Friday, 28 May 2010

Spanish practices may appear in Spanish bank balance sheets

The Spanish government yesterday pushed through an austerity package of €15 bn by a single vote and thanks to the Catalan nationalists abstention. Spanish conservative MPs voted against and were deemed un-European by the Spanish finance minister. Well he could not say they were being pro-Spanish which is the truth. Public sector unions have predictably called a strike in protest for 8th June. The worms, or as bankers call them non-performing loans, have yet to emerge from Spanish bank balance sheets. You only have to look at the meltdown in the Spanish property market and ask who was lending on all these houses to know where the bad debts are.

Not to be outdone in Italy the CGIL union is calling two strikes in June against the 'unjust and unsustainable' cuts announced by Berlusconi's government on Tuesday. Our trade union brothers will react in exactly the same way after wee George or the even more diminutive Lawsy announce our very own British austerity package in June.

On the markets UK debt is steady thanks to its long average maturity, around 14 years which means we do not have to test our credit in the markets nearly as often as the PIGS. Greek debt spreads are still 5.5% over bunds at ten years, unsustainable over any length of time in my view.

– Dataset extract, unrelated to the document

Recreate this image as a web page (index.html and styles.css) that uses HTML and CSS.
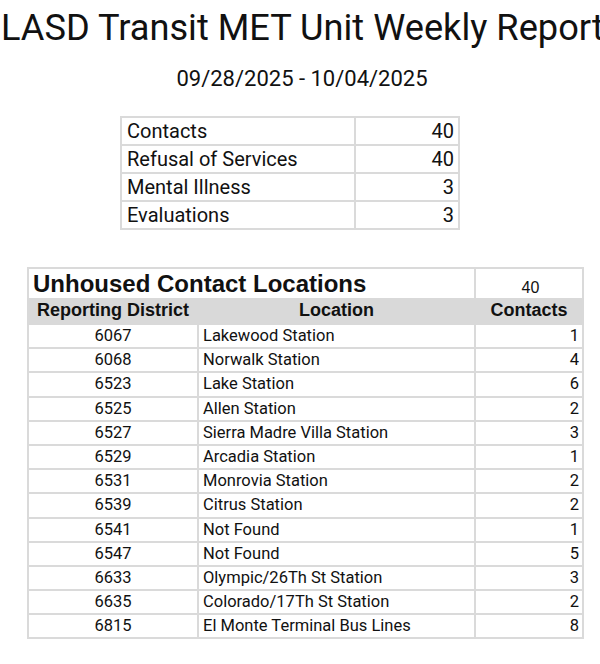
FILE: index.html
```html
<!DOCTYPE html>
<html lang="en">
<head>
<meta charset="utf-8">
<title>LASD Transit MET Unit Weekly Report</title>
<link rel="stylesheet" href="styles.css">
</head>
<body>
<div class="page">
  <h1 class="title">LASD Transit MET Unit Weekly Report</h1>
  <div class="dates">09/28/2025 - 10/04/2025</div>

  <table class="summary">
    <colgroup><col class="s-label"><col class="s-val"></colgroup>
    <tr><td>Contacts</td><td class="num">40</td></tr>
    <tr><td>Refusal of Services</td><td class="num">40</td></tr>
    <tr><td>Mental Illness</td><td class="num">3</td></tr>
    <tr><td>Evaluations</td><td class="num">3</td></tr>
  </table>

  <table class="locations">
    <colgroup><col class="c-rd"><col class="c-loc"><col class="c-cnt"></colgroup>
    <tr class="caption-row">
      <td colspan="2" class="caption">Unhoused Contact Locations</td>
      <td class="total">40</td>
    </tr>
    <tr class="head">
      <th>Reporting District</th>
      <th>Location</th>
      <th>Contacts</th>
    </tr>
    <tr><td class="rd">6067</td><td>Lakewood Station</td><td class="num">1</td></tr>
    <tr><td class="rd">6068</td><td>Norwalk Station</td><td class="num">4</td></tr>
    <tr><td class="rd">6523</td><td>Lake Station</td><td class="num">6</td></tr>
    <tr><td class="rd">6525</td><td>Allen Station</td><td class="num">2</td></tr>
    <tr><td class="rd">6527</td><td>Sierra Madre Villa Station</td><td class="num">3</td></tr>
    <tr><td class="rd">6529</td><td>Arcadia Station</td><td class="num">1</td></tr>
    <tr><td class="rd">6531</td><td>Monrovia Station</td><td class="num">2</td></tr>
    <tr><td class="rd">6539</td><td>Citrus Station</td><td class="num">2</td></tr>
    <tr><td class="rd">6541</td><td>Not Found</td><td class="num">1</td></tr>
    <tr><td class="rd">6547</td><td>Not Found</td><td class="num">5</td></tr>
    <tr><td class="rd">6633</td><td>Olympic/26Th St Station</td><td class="num">3</td></tr>
    <tr><td class="rd">6635</td><td>Colorado/17Th St Station</td><td class="num">2</td></tr>
    <tr><td class="rd">6815</td><td>El Monte Terminal Bus Lines</td><td class="num">8</td></tr>
  </table>
</div>
</body>
</html>
```

FILE: styles.css
```css
html, body {
  margin: 0;
  padding: 0;
  background: #ffffff;
}

.page {
  width: 600px;
  height: 664px;
  overflow: hidden;
  color: #111111;
  font-family: Roboto, "Liberation Sans", sans-serif;
}

.title {
  margin: 0;
  padding: 6px 0 0 1px;
  font-size: 36.2px;
  font-weight: 400;
  line-height: 44px;
  white-space: nowrap;
}

.dates {
  margin-top: 16px;
  text-align: center;
  padding-left: 4px;
  font-size: 22px;
  line-height: 26px;
}

table {
  border-collapse: collapse;
  table-layout: fixed;
}

td, th {
  border: 2px solid #dadada;
  padding: 0;
}

.summary {
  margin: 24px 0 0 120px;
  width: 338px;
  font-size: 20px;
}

.summary .s-label { width: 234px; }
.summary .s-val { width: 104px; }

.summary td {
  height: 26px;
  padding: 0 4px 0 5px;
  line-height: 26px;
}

.summary .num { text-align: right; }

.locations {
  margin: 37px 0 0 27px;
  width: 555px;
  font-size: 16.5px;
}

.locations .c-rd { width: 170px; }
.locations .c-loc { width: 277px; }
.locations .c-cnt { width: 108px; }

.locations td {
  height: 22.2px;
  line-height: 22px;
  padding: 0 3px 0 4px;
  white-space: nowrap;
}

.caption-row td {
  height: 29px;
  border-bottom: none;
}

.caption {
  font-family: "Liberation Sans", Arial, sans-serif;
  font-weight: 700;
  font-size: 24px;
  line-height: 29px;
  padding-left: 4px;
}

.locations .total {
  text-align: center;
  vertical-align: bottom;
  line-height: 20px;
  font-family: "Liberation Sans", Arial, sans-serif;
  font-size: 16px;
  padding-left: 6px;
}

.head th {
  background: #d9d9d9;
  border-color: #d9d9d9;
  border-top: none;
  font-family: "Liberation Sans", Arial, sans-serif;
  font-weight: 700;
  font-size: 18px;
  height: 25px;
  line-height: 25px;
  padding: 0;
  text-align: center;
  color: #111111;
}

.locations .rd {
  text-align: center;
  padding-left: 0;
  padding-right: 0;
}

.locations .num { text-align: right; }
```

Eurozone bonds have steadied thanks to the Chinese stated they had no plans to review their huge holdings of Eurozone bonds. Well they have to say that don't they. I would in their unenviable position be saying the same thing. It does not mean they will not be cutting their Eurozone exposure on the quiet.

Tim Congdon reckons in today's DT the US recover is stalling as US money supply is still shrinking. And what will the Merkel/Sarkozy proposals for further bank regulation do? Cut the growth in money even further as the banks reduce perceived risky lending even further. Nobody can do the wrong thing better or more often than EU politicians!